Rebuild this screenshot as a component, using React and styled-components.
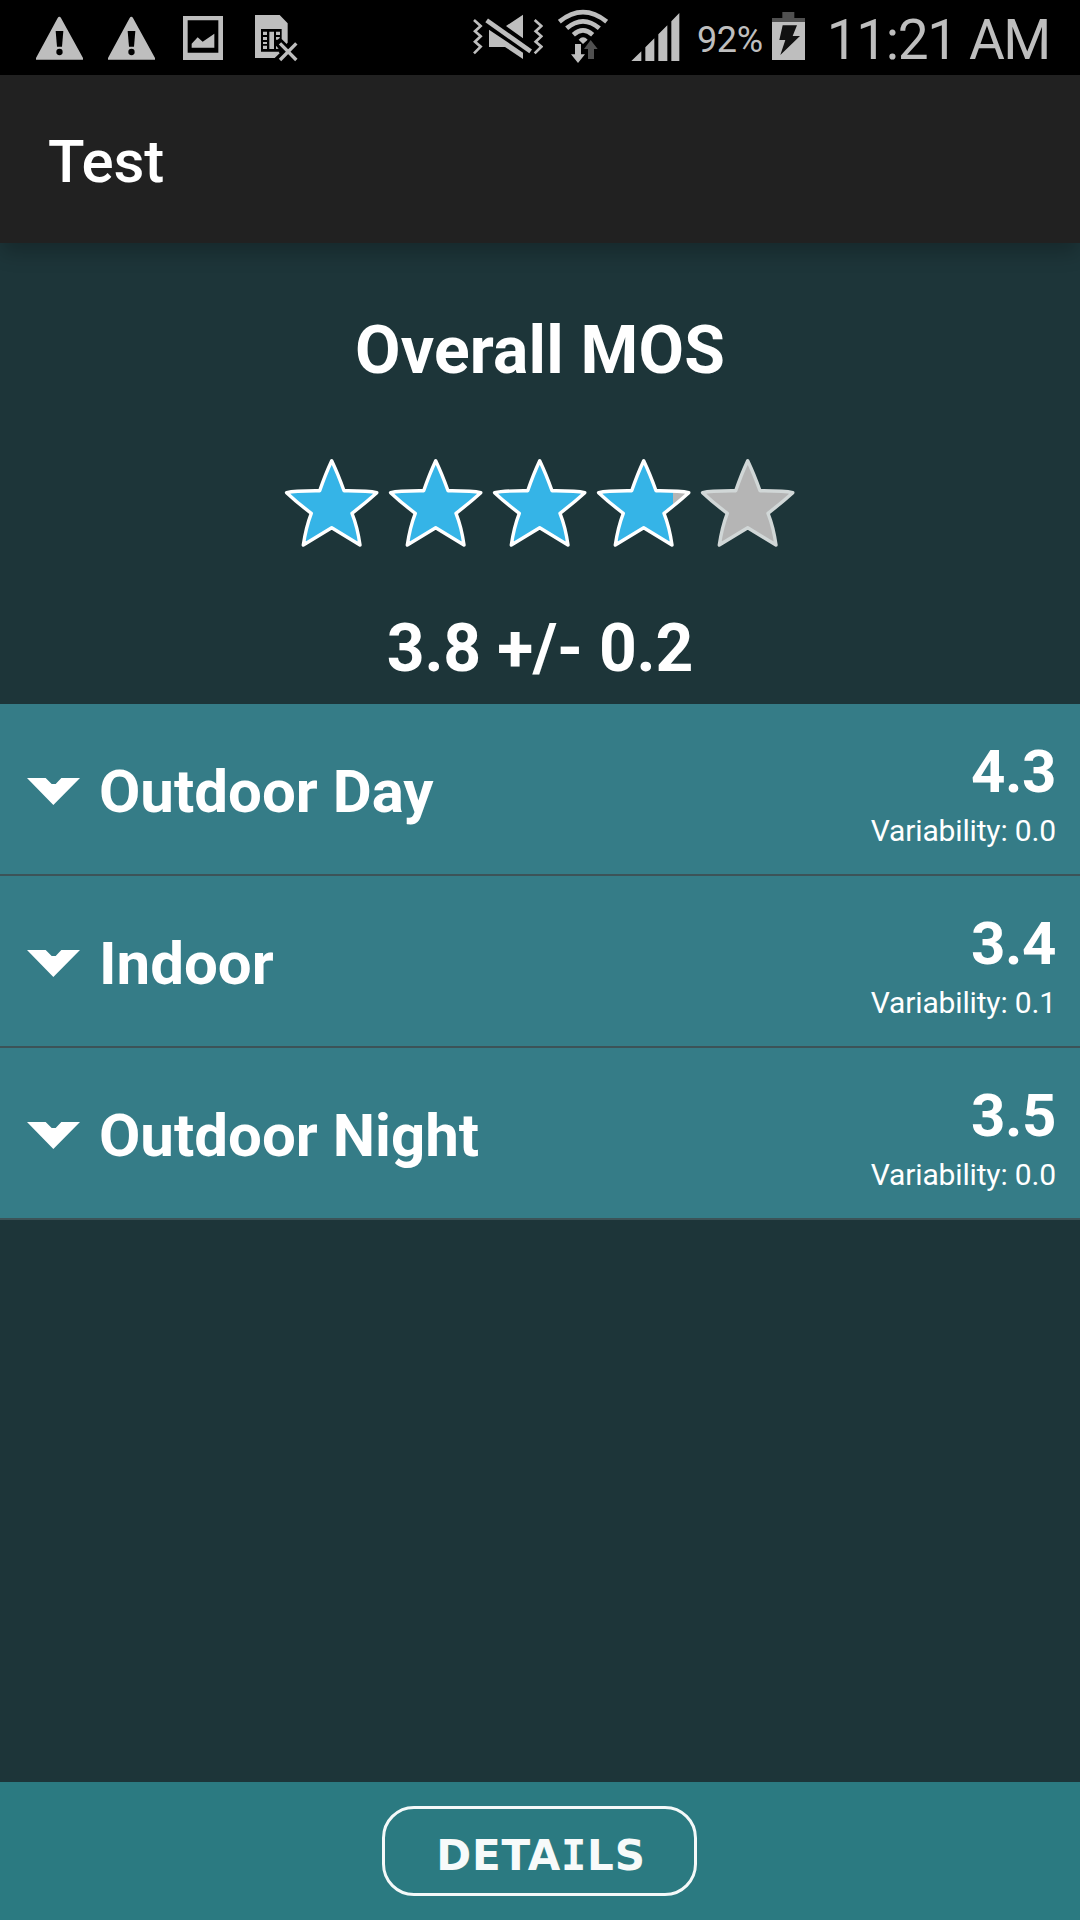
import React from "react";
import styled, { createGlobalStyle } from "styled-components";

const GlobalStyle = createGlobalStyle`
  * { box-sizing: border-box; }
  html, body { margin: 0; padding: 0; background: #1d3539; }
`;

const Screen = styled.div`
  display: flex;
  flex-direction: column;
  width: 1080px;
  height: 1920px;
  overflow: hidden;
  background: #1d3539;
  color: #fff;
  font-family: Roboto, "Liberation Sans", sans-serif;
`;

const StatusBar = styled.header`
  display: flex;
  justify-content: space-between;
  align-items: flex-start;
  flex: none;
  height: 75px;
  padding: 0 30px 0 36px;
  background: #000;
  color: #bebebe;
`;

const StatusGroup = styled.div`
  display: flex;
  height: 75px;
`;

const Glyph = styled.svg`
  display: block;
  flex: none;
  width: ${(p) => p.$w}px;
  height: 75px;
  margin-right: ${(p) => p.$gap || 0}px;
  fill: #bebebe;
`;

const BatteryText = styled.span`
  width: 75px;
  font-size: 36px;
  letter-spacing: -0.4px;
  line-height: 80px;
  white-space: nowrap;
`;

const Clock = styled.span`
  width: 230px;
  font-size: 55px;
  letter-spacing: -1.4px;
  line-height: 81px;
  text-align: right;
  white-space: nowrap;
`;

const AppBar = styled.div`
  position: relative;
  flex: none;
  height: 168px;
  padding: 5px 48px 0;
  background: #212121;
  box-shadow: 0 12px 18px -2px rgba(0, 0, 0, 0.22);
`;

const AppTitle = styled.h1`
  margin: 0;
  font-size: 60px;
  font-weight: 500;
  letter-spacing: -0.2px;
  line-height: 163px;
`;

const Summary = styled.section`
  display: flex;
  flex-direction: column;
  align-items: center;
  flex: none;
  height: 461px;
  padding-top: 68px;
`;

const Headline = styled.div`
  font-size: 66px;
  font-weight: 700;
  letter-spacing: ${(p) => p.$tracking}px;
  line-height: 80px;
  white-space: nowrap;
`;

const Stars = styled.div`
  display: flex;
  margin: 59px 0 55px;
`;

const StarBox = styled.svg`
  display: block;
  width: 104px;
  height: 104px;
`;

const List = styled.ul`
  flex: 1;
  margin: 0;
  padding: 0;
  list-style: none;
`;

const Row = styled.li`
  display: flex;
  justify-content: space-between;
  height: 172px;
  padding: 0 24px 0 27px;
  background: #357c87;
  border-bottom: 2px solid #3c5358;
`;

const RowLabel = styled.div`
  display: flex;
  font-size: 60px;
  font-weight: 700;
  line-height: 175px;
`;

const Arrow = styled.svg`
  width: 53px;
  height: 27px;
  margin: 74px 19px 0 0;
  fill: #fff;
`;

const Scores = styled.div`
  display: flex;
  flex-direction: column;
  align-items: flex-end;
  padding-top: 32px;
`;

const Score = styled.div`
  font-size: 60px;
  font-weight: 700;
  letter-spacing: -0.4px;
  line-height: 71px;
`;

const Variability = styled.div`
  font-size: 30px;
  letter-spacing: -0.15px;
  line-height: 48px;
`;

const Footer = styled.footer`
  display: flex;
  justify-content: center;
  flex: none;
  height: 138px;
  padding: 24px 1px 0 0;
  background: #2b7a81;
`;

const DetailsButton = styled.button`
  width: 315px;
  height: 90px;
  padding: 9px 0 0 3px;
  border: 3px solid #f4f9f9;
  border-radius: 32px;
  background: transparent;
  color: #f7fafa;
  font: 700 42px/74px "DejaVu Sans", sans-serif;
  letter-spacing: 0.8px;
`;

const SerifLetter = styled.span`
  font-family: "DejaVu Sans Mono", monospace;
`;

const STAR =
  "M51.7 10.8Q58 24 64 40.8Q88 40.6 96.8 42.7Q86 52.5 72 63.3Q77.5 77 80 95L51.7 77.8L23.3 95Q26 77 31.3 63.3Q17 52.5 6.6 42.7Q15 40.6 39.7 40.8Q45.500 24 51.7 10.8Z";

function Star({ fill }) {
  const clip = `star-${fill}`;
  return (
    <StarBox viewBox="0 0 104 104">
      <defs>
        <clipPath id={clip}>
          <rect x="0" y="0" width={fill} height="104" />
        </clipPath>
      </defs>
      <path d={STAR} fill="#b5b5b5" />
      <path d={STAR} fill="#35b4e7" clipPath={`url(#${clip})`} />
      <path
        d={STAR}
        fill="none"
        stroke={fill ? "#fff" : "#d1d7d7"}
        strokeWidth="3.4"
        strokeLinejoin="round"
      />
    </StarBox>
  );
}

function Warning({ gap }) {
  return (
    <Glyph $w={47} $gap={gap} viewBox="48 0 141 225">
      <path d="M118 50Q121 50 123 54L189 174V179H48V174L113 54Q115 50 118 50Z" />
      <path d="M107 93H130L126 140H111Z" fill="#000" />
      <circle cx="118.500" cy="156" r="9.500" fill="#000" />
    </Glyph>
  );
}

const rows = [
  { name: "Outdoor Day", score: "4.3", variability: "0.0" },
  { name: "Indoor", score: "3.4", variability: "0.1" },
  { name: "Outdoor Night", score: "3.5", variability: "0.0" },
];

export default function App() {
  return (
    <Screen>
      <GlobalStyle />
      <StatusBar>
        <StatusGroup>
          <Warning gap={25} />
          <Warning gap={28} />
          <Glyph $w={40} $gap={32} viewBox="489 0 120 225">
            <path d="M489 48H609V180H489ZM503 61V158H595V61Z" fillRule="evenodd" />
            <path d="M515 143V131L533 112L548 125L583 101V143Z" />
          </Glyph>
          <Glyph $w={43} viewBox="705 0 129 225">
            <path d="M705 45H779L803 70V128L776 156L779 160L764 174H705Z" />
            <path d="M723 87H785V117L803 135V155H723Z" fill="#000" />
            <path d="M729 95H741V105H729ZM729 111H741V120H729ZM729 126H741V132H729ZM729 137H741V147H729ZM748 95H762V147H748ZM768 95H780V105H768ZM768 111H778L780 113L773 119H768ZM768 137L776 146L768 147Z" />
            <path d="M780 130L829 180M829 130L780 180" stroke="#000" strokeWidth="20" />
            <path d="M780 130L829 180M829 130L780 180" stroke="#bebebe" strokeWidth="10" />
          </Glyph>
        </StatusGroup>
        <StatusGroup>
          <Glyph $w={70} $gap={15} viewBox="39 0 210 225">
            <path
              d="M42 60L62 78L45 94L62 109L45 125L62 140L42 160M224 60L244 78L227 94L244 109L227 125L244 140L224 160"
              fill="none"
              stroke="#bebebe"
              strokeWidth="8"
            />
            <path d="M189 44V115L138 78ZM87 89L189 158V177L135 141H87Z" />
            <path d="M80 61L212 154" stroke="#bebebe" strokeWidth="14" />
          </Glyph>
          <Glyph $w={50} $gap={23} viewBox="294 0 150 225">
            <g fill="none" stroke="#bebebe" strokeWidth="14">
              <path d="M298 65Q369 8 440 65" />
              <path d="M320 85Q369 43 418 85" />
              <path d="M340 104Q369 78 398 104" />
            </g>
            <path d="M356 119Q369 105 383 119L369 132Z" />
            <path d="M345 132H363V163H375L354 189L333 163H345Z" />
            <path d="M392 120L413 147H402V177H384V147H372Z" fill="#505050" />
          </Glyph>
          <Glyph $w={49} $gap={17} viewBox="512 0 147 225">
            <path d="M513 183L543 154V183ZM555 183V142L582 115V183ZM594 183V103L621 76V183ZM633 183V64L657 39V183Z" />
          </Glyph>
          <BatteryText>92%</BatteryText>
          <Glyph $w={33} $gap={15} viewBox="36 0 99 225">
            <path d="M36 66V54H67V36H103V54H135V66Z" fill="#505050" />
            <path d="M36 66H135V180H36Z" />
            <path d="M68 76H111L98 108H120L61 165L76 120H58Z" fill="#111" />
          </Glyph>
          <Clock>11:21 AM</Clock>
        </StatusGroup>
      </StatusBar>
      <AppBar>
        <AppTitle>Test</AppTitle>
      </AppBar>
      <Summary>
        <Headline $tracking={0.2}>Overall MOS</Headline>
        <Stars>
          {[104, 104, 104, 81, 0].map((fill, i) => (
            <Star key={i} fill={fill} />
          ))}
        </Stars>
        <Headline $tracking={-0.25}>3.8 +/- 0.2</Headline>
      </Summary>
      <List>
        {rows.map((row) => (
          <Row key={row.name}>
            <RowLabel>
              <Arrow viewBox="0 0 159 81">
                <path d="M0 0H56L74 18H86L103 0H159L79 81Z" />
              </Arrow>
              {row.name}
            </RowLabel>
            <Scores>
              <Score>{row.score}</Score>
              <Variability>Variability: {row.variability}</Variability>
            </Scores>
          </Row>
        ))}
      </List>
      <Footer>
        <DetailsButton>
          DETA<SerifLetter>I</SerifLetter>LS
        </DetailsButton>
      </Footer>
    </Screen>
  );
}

» **Problem to work on**: Check every line for "components" and show the ones that have it.

» **Response to the exercise**:
Rebuild this screenshot as a component, using React and styled-components.
import styled, { createGlobalStyle } from "styled-components";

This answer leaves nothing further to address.